Collected data –
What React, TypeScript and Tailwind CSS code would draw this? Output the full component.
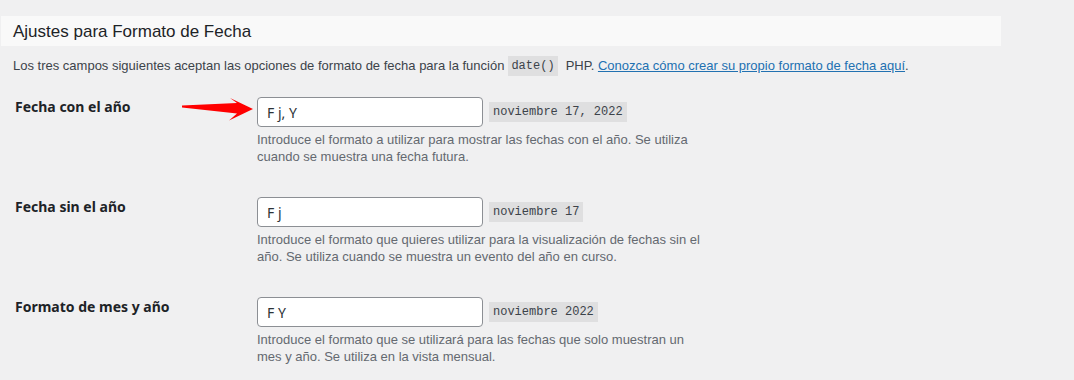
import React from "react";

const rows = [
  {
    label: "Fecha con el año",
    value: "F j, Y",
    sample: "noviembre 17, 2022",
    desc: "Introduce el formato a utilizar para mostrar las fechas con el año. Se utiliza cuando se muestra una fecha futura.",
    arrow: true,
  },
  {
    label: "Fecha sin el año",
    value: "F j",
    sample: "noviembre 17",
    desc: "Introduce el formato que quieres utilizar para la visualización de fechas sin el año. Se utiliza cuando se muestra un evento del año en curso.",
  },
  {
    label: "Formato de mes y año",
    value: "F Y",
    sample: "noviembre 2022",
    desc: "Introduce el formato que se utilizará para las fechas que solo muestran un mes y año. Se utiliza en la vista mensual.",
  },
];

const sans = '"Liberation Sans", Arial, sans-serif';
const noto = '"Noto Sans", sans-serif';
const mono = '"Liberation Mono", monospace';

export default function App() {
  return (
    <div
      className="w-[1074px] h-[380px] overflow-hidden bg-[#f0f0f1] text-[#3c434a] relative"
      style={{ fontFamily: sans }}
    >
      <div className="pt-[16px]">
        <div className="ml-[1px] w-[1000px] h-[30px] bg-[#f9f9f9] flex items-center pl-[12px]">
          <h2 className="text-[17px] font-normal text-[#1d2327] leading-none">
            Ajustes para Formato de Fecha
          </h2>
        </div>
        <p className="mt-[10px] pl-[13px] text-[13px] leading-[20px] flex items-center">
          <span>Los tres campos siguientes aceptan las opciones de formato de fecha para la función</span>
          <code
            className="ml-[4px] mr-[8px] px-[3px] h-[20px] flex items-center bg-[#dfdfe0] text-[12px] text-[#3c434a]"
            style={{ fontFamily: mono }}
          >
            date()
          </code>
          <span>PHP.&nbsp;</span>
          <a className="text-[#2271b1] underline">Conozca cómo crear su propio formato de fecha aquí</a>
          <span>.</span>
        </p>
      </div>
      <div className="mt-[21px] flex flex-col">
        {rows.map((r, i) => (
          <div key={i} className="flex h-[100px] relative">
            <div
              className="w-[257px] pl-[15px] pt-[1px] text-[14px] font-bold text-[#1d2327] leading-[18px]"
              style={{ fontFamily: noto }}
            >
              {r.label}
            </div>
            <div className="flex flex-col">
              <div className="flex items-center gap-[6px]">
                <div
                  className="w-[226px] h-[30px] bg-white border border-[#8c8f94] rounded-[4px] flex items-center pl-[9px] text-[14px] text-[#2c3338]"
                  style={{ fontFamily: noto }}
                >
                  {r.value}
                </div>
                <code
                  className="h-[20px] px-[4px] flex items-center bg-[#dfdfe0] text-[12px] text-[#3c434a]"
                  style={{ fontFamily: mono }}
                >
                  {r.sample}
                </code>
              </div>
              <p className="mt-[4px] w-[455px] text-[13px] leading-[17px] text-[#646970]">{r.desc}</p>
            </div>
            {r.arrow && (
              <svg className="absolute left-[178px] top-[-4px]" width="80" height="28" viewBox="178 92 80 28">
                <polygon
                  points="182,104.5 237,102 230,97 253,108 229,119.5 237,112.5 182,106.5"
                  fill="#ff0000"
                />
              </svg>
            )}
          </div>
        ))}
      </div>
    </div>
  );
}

What the task asks – Using the material above, return every line exactly as it appears, minus the pictures.

Result below –
What React, TypeScript and Tailwind CSS code would draw this? Output the full component.
import React from "react";

const rows = [
  {
    label: "Fecha con el año",
    value: "F j, Y",
    sample: "noviembre 17, 2022",
    desc: "Introduce el formato a utilizar para mostrar las fechas con el año. Se utiliza cuando se muestra una fecha futura.",
    arrow: true,
  },
  {
    label: "Fecha sin el año",
    value: "F j",
    sample: "noviembre 17",
    desc: "Introduce el formato que quieres utilizar para la visualización de fechas sin el año. Se utiliza cuando se muestra un evento del año en curso.",
  },
  {
    label: "Formato de mes y año",
    value: "F Y",
    sample: "noviembre 2022",
    desc: "Introduce el formato que se utilizará para las fechas que solo muestran un mes y año. Se utiliza en la vista mensual.",
  },
];

const sans = '"Liberation Sans", Arial, sans-serif';
const noto = '"Noto Sans", sans-serif';
const mono = '"Liberation Mono", monospace';

export default function App() {
  return (
    <div
      className="w-[1074px] h-[380px] overflow-hidden bg-[#f0f0f1] text-[#3c434a] relative"
      style={{ fontFamily: sans }}
    >
      <div className="pt-[16px]">
        <div className="ml-[1px] w-[1000px] h-[30px] bg-[#f9f9f9] flex items-center pl-[12px]">
          <h2 className="text-[17px] font-normal text-[#1d2327] leading-none">
            Ajustes para Formato de Fecha
          </h2>
        </div>
        <p className="mt-[10px] pl-[13px] text-[13px] leading-[20px] flex items-center">
          <span>Los tres campos siguientes aceptan las opciones de formato de fecha para la función</span>
          <code
            className="ml-[4px] mr-[8px] px-[3px] h-[20px] flex items-center bg-[#dfdfe0] text-[12px] text-[#3c434a]"
            style={{ fontFamily: mono }}
          >
            date()
          </code>
          <span>PHP.&nbsp;</span>
          <a className="text-[#2271b1] underline">Conozca cómo crear su propio formato de fecha aquí</a>
          <span>.</span>
        </p>
      </div>
      <div className="mt-[21px] flex flex-col">
        {rows.map((r, i) => (
          <div key={i} className="flex h-[100px] relative">
            <div
              className="w-[257px] pl-[15px] pt-[1px] text-[14px] font-bold text-[#1d2327] leading-[18px]"
              style={{ fontFamily: noto }}
            >
              {r.label}
            </div>
            <div className="flex flex-col">
              <div className="flex items-center gap-[6px]">
                <div
                  className="w-[226px] h-[30px] bg-white border border-[#8c8f94] rounded-[4px] flex items-center pl-[9px] text-[14px] text-[#2c3338]"
                  style={{ fontFamily: noto }}
                >
                  {r.value}
                </div>
                <code
                  className="h-[20px] px-[4px] flex items-center bg-[#dfdfe0] text-[12px] text-[#3c434a]"
                  style={{ fontFamily: mono }}
                >
                  {r.sample}
                </code>
              </div>
              <p className="mt-[4px] w-[455px] text-[13px] leading-[17px] text-[#646970]">{r.desc}</p>
            </div>
            {r.arrow && (
              <svg className="absolute left-[178px] top-[-4px]" width="80" height="28" viewBox="178 92 80 28">
                <polygon
                  points="182,104.5 237,102 230,97 253,108 229,119.5 237,112.5 182,106.5"
                  fill="#ff0000"
                />
              </svg>
            )}
          </div>
        ))}
      </div>
    </div>
  );
}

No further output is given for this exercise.